* [What you have to do]
Gather all lines from the material that contain the word "screenshot".

(Rows from a dataset of pages and code)
+--

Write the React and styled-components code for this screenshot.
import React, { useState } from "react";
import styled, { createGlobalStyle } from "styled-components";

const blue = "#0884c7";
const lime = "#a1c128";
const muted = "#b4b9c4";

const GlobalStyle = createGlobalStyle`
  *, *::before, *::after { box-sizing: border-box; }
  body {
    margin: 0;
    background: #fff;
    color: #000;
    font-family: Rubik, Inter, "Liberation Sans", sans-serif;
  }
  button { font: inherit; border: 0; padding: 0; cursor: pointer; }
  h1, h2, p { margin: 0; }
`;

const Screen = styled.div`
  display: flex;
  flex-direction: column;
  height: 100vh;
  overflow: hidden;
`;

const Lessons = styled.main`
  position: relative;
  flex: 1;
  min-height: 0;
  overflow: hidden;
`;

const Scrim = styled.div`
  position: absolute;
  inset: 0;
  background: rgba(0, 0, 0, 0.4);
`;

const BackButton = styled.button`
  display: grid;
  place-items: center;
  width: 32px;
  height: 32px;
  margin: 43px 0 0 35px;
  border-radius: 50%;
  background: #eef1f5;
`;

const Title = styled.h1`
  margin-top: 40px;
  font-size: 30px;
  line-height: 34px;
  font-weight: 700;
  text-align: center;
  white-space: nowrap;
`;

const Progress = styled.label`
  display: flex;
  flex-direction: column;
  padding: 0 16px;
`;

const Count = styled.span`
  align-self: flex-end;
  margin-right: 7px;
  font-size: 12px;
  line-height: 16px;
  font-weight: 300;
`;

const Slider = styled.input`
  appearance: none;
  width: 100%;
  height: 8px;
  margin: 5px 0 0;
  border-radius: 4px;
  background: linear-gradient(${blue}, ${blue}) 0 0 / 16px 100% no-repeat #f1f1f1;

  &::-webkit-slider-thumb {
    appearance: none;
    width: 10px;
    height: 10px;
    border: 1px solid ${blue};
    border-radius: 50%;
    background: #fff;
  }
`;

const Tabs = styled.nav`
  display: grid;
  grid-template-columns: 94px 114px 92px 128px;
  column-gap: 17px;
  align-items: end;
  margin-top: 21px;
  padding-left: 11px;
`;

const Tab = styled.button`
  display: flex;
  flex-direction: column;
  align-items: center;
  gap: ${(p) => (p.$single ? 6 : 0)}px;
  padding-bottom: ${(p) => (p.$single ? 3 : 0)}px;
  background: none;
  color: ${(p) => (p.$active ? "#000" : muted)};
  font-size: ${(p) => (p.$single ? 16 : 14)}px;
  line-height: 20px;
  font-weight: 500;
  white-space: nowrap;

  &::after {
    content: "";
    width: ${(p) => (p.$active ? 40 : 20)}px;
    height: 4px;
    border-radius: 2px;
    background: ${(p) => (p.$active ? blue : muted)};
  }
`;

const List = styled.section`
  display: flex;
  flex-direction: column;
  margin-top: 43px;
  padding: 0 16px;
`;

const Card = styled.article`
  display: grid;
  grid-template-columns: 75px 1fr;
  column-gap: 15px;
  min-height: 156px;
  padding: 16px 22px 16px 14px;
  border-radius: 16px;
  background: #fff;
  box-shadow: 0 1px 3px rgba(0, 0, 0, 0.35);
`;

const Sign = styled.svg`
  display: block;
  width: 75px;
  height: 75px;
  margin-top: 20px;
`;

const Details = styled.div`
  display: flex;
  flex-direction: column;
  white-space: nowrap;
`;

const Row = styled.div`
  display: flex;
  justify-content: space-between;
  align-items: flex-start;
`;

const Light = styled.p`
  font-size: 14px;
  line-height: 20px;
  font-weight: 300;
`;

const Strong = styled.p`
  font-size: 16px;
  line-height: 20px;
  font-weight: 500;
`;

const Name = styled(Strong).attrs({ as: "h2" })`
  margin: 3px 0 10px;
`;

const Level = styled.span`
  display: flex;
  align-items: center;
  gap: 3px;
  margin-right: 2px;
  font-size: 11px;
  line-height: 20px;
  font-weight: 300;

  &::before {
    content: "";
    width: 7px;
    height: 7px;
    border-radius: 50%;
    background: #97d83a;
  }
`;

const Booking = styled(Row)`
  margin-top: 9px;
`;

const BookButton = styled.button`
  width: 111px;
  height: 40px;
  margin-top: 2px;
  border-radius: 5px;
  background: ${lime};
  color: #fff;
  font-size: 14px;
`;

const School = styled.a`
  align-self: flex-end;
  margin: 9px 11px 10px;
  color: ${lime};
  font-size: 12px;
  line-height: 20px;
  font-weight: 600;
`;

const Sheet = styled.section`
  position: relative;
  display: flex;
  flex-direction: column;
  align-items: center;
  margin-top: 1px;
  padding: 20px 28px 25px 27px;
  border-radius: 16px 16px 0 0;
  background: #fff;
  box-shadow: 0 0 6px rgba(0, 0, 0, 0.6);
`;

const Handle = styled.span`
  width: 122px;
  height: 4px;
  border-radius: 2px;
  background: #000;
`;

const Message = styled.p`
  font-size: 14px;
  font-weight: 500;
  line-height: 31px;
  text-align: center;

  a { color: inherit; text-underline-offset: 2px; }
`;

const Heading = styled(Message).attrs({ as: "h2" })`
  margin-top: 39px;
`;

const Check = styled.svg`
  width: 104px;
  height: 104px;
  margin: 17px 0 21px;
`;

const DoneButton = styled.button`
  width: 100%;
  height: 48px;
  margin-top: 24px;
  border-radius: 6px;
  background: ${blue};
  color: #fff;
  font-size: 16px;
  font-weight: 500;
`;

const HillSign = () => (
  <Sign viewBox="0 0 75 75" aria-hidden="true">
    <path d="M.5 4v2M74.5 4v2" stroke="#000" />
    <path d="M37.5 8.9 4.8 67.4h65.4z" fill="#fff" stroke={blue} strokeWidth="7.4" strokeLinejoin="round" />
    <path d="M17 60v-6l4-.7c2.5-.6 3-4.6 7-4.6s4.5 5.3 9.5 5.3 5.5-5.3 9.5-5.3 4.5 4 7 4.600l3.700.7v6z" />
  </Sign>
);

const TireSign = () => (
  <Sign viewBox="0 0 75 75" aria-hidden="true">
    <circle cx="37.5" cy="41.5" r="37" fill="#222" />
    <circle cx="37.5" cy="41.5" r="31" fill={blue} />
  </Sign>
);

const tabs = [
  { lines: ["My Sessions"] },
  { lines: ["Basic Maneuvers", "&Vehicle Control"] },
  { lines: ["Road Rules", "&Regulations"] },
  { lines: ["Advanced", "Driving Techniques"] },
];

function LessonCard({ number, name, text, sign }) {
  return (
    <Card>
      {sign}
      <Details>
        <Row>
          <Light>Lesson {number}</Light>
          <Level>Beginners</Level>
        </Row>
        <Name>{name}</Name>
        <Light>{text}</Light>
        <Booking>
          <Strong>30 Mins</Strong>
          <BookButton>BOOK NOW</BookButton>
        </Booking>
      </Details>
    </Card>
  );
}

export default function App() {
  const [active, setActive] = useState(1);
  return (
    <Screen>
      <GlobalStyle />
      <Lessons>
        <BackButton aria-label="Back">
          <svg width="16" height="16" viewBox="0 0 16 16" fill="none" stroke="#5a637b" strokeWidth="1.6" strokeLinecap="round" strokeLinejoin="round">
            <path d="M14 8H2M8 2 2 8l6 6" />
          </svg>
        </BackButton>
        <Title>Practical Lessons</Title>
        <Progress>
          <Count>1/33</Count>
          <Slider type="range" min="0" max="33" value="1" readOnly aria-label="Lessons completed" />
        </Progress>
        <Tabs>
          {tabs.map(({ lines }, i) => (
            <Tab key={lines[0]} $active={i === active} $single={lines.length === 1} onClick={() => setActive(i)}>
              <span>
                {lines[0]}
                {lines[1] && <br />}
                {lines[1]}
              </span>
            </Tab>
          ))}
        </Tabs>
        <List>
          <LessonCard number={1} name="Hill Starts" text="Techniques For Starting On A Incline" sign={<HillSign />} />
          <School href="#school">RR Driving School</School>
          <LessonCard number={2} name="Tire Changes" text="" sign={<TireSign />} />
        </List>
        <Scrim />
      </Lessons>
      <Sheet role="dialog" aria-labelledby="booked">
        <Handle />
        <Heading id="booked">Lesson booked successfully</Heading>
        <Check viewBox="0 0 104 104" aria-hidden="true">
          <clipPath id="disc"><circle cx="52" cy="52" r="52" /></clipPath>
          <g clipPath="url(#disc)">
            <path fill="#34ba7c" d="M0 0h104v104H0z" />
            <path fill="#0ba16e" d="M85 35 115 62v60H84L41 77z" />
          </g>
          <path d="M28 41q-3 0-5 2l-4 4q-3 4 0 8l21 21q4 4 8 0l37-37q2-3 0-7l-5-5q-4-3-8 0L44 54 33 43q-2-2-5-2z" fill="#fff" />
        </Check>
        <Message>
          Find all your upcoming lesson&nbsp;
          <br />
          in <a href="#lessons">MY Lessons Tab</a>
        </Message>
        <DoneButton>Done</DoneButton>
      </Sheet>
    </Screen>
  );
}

+--

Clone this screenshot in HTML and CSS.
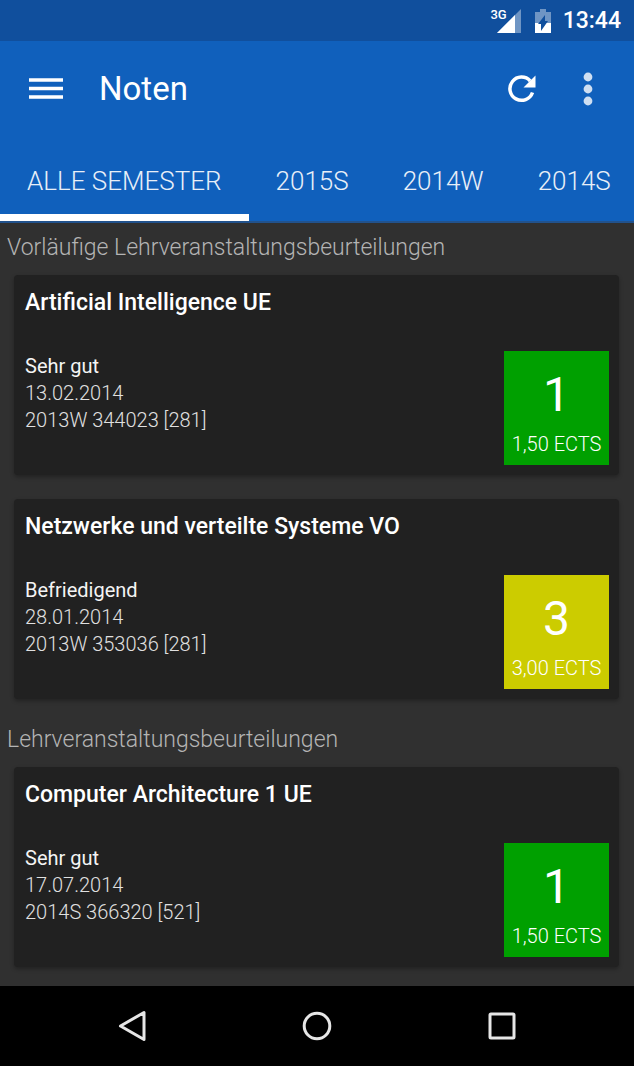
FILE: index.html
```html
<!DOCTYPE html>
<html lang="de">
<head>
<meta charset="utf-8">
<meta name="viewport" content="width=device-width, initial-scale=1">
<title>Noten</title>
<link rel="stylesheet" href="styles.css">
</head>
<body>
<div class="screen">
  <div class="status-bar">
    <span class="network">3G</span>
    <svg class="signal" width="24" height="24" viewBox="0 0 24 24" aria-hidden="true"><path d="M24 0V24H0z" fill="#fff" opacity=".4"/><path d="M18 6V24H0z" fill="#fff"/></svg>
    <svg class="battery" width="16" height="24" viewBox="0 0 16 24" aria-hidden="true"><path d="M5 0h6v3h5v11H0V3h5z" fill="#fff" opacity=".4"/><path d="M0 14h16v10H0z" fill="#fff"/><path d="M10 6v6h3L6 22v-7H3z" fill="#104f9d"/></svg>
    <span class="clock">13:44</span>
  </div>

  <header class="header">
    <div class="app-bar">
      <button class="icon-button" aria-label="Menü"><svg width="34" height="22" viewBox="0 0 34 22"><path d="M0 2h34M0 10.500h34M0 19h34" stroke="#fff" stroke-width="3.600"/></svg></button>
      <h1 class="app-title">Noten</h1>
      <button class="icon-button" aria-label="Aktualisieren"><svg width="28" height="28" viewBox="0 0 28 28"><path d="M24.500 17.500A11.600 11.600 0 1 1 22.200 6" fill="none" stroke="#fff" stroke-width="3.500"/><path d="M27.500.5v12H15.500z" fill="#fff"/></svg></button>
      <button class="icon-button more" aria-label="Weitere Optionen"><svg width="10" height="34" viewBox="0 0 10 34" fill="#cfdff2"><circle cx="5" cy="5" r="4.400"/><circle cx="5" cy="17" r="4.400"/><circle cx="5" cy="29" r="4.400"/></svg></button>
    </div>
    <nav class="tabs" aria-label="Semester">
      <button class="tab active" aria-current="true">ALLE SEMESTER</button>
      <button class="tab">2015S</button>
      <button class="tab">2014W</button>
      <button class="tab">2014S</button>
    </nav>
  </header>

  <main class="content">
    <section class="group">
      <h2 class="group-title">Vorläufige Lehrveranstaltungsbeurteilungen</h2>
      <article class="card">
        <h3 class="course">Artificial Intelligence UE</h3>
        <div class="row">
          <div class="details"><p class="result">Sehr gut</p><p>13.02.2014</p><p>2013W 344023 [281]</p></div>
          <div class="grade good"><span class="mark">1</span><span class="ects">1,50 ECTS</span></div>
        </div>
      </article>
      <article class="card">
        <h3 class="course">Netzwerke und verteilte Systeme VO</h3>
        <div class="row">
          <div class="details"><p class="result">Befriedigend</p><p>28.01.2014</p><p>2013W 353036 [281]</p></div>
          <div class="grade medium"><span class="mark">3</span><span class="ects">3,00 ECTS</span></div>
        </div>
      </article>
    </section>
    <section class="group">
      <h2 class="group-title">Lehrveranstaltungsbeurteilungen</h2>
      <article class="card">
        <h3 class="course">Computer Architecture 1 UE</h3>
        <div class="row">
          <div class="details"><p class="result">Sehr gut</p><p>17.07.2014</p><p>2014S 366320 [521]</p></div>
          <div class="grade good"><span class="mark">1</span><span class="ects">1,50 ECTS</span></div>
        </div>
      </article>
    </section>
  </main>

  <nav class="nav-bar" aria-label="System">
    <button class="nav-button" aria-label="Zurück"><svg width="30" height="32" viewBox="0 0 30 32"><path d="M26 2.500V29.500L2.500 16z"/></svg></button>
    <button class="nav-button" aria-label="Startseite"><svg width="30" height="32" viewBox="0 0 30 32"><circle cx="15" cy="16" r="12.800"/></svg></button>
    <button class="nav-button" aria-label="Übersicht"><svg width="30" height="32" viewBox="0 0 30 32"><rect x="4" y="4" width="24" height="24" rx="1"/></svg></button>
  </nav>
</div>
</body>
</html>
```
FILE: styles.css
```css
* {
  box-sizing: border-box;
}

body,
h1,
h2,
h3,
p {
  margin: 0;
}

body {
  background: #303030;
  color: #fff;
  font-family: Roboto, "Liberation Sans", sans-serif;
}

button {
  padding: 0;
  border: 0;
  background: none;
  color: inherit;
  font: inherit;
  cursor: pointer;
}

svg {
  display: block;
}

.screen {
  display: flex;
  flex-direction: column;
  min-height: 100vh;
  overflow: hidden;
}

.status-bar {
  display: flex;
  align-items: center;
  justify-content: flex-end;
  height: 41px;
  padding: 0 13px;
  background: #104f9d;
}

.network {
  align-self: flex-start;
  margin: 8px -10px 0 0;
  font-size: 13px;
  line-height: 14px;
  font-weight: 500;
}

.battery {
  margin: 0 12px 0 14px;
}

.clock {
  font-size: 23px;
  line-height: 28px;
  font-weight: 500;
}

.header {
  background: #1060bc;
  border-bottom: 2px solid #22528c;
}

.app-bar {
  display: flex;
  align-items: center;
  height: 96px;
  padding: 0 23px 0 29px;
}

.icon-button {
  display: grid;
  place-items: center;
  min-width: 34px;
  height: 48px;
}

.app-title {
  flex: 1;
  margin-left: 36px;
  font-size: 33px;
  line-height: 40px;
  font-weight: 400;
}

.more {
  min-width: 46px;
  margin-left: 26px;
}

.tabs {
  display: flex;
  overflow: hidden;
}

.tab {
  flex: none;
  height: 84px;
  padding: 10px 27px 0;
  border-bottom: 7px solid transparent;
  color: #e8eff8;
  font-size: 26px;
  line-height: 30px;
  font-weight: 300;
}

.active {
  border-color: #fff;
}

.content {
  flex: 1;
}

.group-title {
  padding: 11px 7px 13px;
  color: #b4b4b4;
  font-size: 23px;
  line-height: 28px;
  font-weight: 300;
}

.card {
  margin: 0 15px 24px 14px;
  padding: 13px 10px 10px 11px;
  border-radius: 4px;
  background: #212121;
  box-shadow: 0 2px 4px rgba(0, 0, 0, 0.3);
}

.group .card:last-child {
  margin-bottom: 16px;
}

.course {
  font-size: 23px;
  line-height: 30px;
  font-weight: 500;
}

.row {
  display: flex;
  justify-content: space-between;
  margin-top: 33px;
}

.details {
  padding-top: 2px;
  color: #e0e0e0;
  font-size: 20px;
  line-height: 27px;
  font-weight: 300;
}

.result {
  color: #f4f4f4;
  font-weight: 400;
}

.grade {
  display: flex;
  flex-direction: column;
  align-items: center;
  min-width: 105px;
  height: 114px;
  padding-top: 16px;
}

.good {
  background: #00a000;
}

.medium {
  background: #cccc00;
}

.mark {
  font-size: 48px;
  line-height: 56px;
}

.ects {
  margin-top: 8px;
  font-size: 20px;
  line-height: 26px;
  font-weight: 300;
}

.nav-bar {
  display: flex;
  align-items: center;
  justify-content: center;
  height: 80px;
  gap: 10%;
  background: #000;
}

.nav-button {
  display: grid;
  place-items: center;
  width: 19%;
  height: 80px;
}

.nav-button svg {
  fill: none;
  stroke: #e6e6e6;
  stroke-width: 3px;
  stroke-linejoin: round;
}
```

+--

* [Output for this task]
Write the React and styled-components code for this screenshot.
Clone this screenshot in HTML and CSS.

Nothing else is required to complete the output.